Material provided:
— Start —
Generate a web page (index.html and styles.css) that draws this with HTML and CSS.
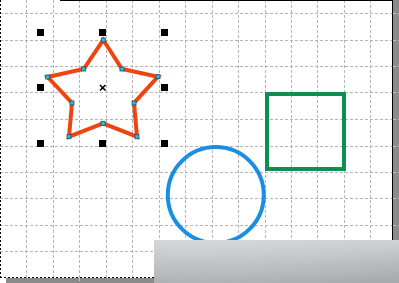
FILE: index.html
```html
<!DOCTYPE html>
<html>
<head>
<meta charset="utf-8">
<link rel="stylesheet" href="styles.css">
</head>
<body>
<div class="stage">
  <svg class="canvas" width="399" height="283" viewBox="0 0 399 283">
    <rect class="paper" x="0" y="0" width="393" height="278"/>
    <g class="grid">
      <line x1="26.5" y1="0" x2="26.5" y2="278"/>
      <line x1="53.5" y1="0" x2="53.5" y2="278"/>
      <line x1="79.5" y1="0" x2="79.5" y2="278"/>
      <line x1="106.5" y1="0" x2="106.5" y2="278"/>
      <line x1="132.5" y1="0" x2="132.5" y2="278"/>
      <line x1="159.5" y1="0" x2="159.5" y2="278"/>
      <line x1="185.5" y1="0" x2="185.5" y2="278"/>
      <line x1="212.5" y1="0" x2="212.5" y2="278"/>
      <line x1="238.5" y1="0" x2="238.5" y2="278"/>
      <line x1="265.5" y1="0" x2="265.5" y2="278"/>
      <line x1="291.5" y1="0" x2="291.5" y2="278"/>
      <line x1="317.5" y1="0" x2="317.5" y2="278"/>
      <line x1="344.5" y1="0" x2="344.5" y2="278"/>
      <line x1="370.5" y1="0" x2="370.5" y2="278"/>
      <line x1="0" y1="13.5" x2="393" y2="13.5"/>
      <line x1="0" y1="40.5" x2="393" y2="40.5"/>
      <line x1="0" y1="66.5" x2="393" y2="66.5"/>
      <line x1="0" y1="92.5" x2="393" y2="92.5"/>
      <line x1="0" y1="119.5" x2="393" y2="119.5"/>
      <line x1="0" y1="146.5" x2="393" y2="146.5"/>
      <line x1="0" y1="172.5" x2="393" y2="172.5"/>
      <line x1="0" y1="198.5" x2="393" y2="198.5"/>
      <line x1="0" y1="225.5" x2="393" y2="225.5"/>
      <line x1="0" y1="251.5" x2="393" y2="251.5"/>
    </g>
    <rect class="shadow" x="393" y="0" width="6" height="283"/>
    <rect class="shadow" x="6" y="278" width="393" height="5"/>
    <g class="ticks">
      <line x1="393" y1="13.5" x2="399" y2="13.5"/>
      <line x1="393" y1="40.5" x2="399" y2="40.5"/>
      <line x1="393" y1="66.5" x2="399" y2="66.5"/>
      <line x1="393" y1="92.5" x2="399" y2="92.5"/>
      <line x1="393" y1="119.5" x2="399" y2="119.5"/>
      <line x1="393" y1="146.5" x2="399" y2="146.5"/>
      <line x1="393" y1="172.5" x2="399" y2="172.5"/>
      <line x1="393" y1="198.5" x2="399" y2="198.5"/>
      <line x1="393" y1="225.5" x2="399" y2="225.5"/>
      <line x1="79.5" y1="278" x2="79.5" y2="283"/>
    </g>
    <line class="edge-solid" x1="60" y1="0.5" x2="392.5" y2="0.5"/>
    <line class="edge-solid" x1="392.5" y1="0" x2="392.5" y2="278"/>
    <line class="edge-dash" x1="0.5" y1="0" x2="0.5" y2="278"/>
    <line class="edge-dash" x1="0" y1="277.5" x2="393" y2="277.5"/>

    <rect class="square" x="267" y="94" width="77" height="75"/>
    <circle class="circle" cx="215.8" cy="195" r="48"/>

    <polygon class="star" points="103.3,40 122,69 158,76.7 134,103 137,136.7 103,123.3 69,136.7 72,103 47.7,77 83.7,69"/>
    <g class="nodes">
      <rect x="101.3" y="38" width="4" height="4"/>
      <rect x="120" y="67" width="4" height="4"/>
      <rect x="156" y="74.7" width="4" height="4"/>
      <rect x="132" y="101" width="4" height="4"/>
      <rect x="135" y="134.7" width="4" height="4"/>
      <rect x="101" y="121.3" width="4" height="4"/>
      <rect x="67" y="134.7" width="4" height="4"/>
      <rect x="70" y="101" width="4" height="4"/>
      <rect x="45.7" y="75" width="4" height="4"/>
      <rect x="81.7" y="67" width="4" height="4"/>
    </g>
    <g class="handles">
      <rect x="37" y="29" width="7" height="7"/>
      <rect x="99" y="29" width="7" height="7"/>
      <rect x="161" y="29" width="7" height="7"/>
      <rect x="37" y="84" width="7" height="7"/>
      <rect x="161" y="84" width="7" height="7"/>
      <rect x="37" y="140" width="7" height="7"/>
      <rect x="99" y="140" width="7" height="7"/>
      <rect x="161" y="140" width="7" height="7"/>
    </g>
    <g class="center">
      <line x1="100" y1="85" x2="105.5" y2="90.5"/>
      <line x1="105.5" y1="85" x2="100" y2="90.5"/>
    </g>
  </svg>
  <div class="overlay"></div>
</div>
</body>
</html>
```
FILE: styles.css
```css
html, body {
  margin: 0;
  padding: 0;
  background: #ffffff;
  font-family: "Liberation Sans", Arial, sans-serif;
}
.stage {
  position: relative;
  width: 399px;
  height: 283px;
  overflow: hidden;
  background: #ffffff;
}
.canvas {
  display: block;
}
.paper {
  fill: #ffffff;
}
.grid line {
  stroke: #b4b4b4;
  stroke-width: 1;
  stroke-dasharray: 3 2;
}
.shadow {
  fill: #8a8a8a;
}
.ticks line {
  stroke: #c8c8c8;
  stroke-width: 1;
  stroke-dasharray: 3 2;
}
.edge-solid {
  stroke: #000000;
  stroke-width: 1;
}
.edge-dash {
  stroke: #000000;
  stroke-width: 1;
  stroke-dasharray: 2 2;
}
.square {
  fill: none;
  stroke: #0d8f4f;
  stroke-width: 4;
}
.circle {
  fill: none;
  stroke: #1a8fe2;
  stroke-width: 4;
}
.star {
  fill: none;
  stroke: #ee4411;
  stroke-width: 4;
  stroke-linejoin: miter;
}
.nodes rect {
  fill: #25c0e6;
  stroke: #1b4e6a;
  stroke-width: 0.8;
}
.handles rect {
  fill: #000000;
}
.center line {
  stroke: #000000;
  stroke-width: 1.6;
}
.overlay {
  position: absolute;
  left: 154px;
  top: 240px;
  width: 245px;
  height: 43px;
  background:
    radial-gradient(ellipse 260px 90px at 40px -20px, rgba(220, 225, 228, 0.55) 0%, rgba(220, 225, 228, 0) 100%),
    radial-gradient(circle 90px at 300px 110px, rgba(150, 152, 153, 0.7) 60%, rgba(150, 152, 153, 0) 62%),
    linear-gradient(to bottom, #cdd1d3 0%, #b6b9ba 55%, #a6a8a9 100%);
}
```
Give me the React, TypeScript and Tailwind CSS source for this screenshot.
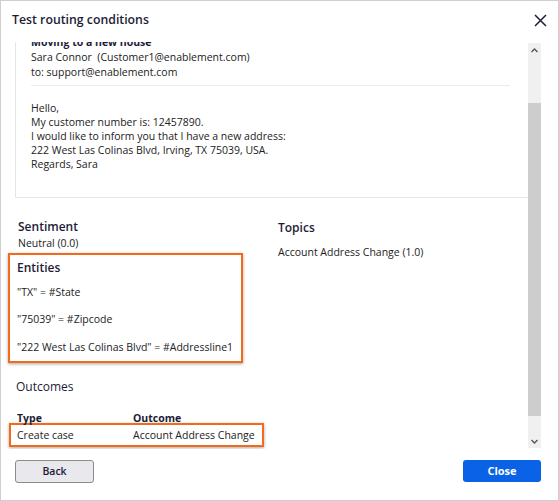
import React from "react";

export default function App() {
  return (
    <div
      className="w-[559px] h-[501px] bg-white border border-[#cfcfcf] flex flex-col text-[#222] overflow-hidden"
      style={{ fontFamily: '"Open Sans", "Noto Sans", sans-serif' }}
    >
      {/* Header */}
      <div className="h-[41px] shrink-0 flex items-center justify-between pl-[11px] pr-[11px] pb-[2px]">
        <div className="text-[12.3px] font-semibold text-[#1c1c38]">Test routing conditions</div>
        <svg width="13" height="13" viewBox="0 0 13 13">
          <path d="M1 1 L12 12 M12 1 L1 12" stroke="#1c1c38" strokeWidth="1.5" fill="none" />
        </svg>
      </div>

      {/* Main */}
      <div className="h-[407px] shrink-0 flex">
        <div className="flex-1 overflow-hidden">
          <div className="-mt-[8px]">
            {/* Email box */}
            <div className="ml-[14px] w-[530px] border border-[#e6e6e6] pl-[15px] pt-[0px] pb-[26px] text-[10.5px]">
              <div className="leading-[15px] font-bold text-[#1c1c38]">Moving to a new house</div>
              <div className="leading-[15px]">Sara Connor&nbsp; (Customer1@enablement.com)</div>
              <div className="leading-[15px]">to: support@enablement.com</div>
              <div className="mt-[5px] h-px w-[479px] bg-[#ececec]" />
              <div className="mt-[15px] leading-[14px]">
                <div>Hello,</div>
                <div>My customer number is: 12457890.</div>
                <div>I would like to inform you that I have a new address:</div>
                <div>222 West Las Colinas Blvd, Irving, TX 75039, USA.</div>
                <div>Regards, Sara</div>
              </div>
            </div>

            {/* Lower section */}
            <div className="flex">
              <div className="w-[277px] shrink-0">
                <div className="pl-[17px] pt-[20px]">
                  <div className="text-[12px] leading-[18px] font-semibold text-[#1c1c38]">Sentiment</div>
                  <div className="text-[10.5px] leading-[16px] -mt-[1px]">Neutral (0.0)</div>
                </div>
                <div className="ml-[7px] mt-[2px] w-[235px] border-2 border-[#f26b1d] shadow-[0_1px_3px_rgba(0,0,0,0.35)] pl-[7px] pt-[4px] pb-[6px]">
                  <div className="text-[12px] leading-[18px] font-semibold text-[#1c1c38]">Entities</div>
                  <div className="text-[10.5px] leading-[16px] mt-[7px]">"TX" = #State</div>
                  <div className="text-[10.5px] leading-[16px] mt-[11px]">"75039" = #Zipcode</div>
                  <div className="text-[10.5px] leading-[16px] mt-[12px]">"222 West Las Colinas Blvd" = #Addressline1</div>
                </div>
                <div className="pl-[15px] mt-[15px] text-[12px] leading-[18px] font-medium text-[#1c1c38]">Outcomes</div>
                <div className="pl-[16px] mt-[14px] flex text-[10.5px] leading-[16px] font-bold text-[#1c1c38]">
                  <div className="w-[116px]">Type</div>
                  <div>Outcome</div>
                </div>
                <div className="ml-[8px] -mt-[3px] w-[255px] h-[24px] border-2 border-[#f26b1d] shadow-[0_1px_3px_rgba(0,0,0,0.35)] pl-[6px] pt-[2px] flex text-[10.5px] leading-[16px]">
                  <div className="w-[116px]">Create case</div>
                  <div>Account Address Change</div>
                </div>
              </div>
              <div className="pt-[21px]">
                <div className="text-[12px] leading-[18px] font-semibold text-[#1c1c38]">Topics</div>
                <div className="text-[10.5px] leading-[16px] mt-[7px]">Account Address Change (1.0)</div>
              </div>
            </div>
          </div>
        </div>

        {/* Scrollbar */}
        <div className="w-[13px] shrink-0 mt-[1px] mb-[1px] mr-[17px] bg-[#f0f0f0] flex flex-col">
          <div className="h-[14px] flex items-center justify-center">
            <svg width="7" height="5" viewBox="0 0 7 5">
              <path d="M0.5 4 L3.5 1 L6.5 4" stroke="#555" strokeWidth="1.4" fill="none" />
            </svg>
          </div>
          <div className="mt-[46px] h-[313px] bg-[#cdcdcd]" />
          <div className="flex-1" />
          <div className="h-[14px] flex items-center justify-center">
            <svg width="7" height="5" viewBox="0 0 7 5">
              <path d="M0.5 1 L3.5 4 L6.5 1" stroke="#555" strokeWidth="1.4" fill="none" />
            </svg>
          </div>
        </div>
      </div>

      {/* Footer */}
      <div className="flex-1 flex items-start justify-between pt-[11px] pl-[14px] pr-[17px]">
        <button className="w-[79px] h-[23px] bg-[#e8e8ed] border border-[#8c8c8c] rounded-[3px] text-[10.5px] font-semibold text-[#1c1c38]">
          Back
        </button>
        <button className="w-[78px] h-[22px] bg-[#0a63e6] rounded-[3px] text-[11px] font-bold text-white">
          Close
        </button>
      </div>
    </div>
  );
}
— End —
Your goal: Exactly as they appear, write out the lines from the one containing "Give me the" down to the one containing "import React from", both included. Pictures are left out.

Output of the task:
Give me the React, TypeScript and Tailwind CSS source for this screenshot.
import React from "react";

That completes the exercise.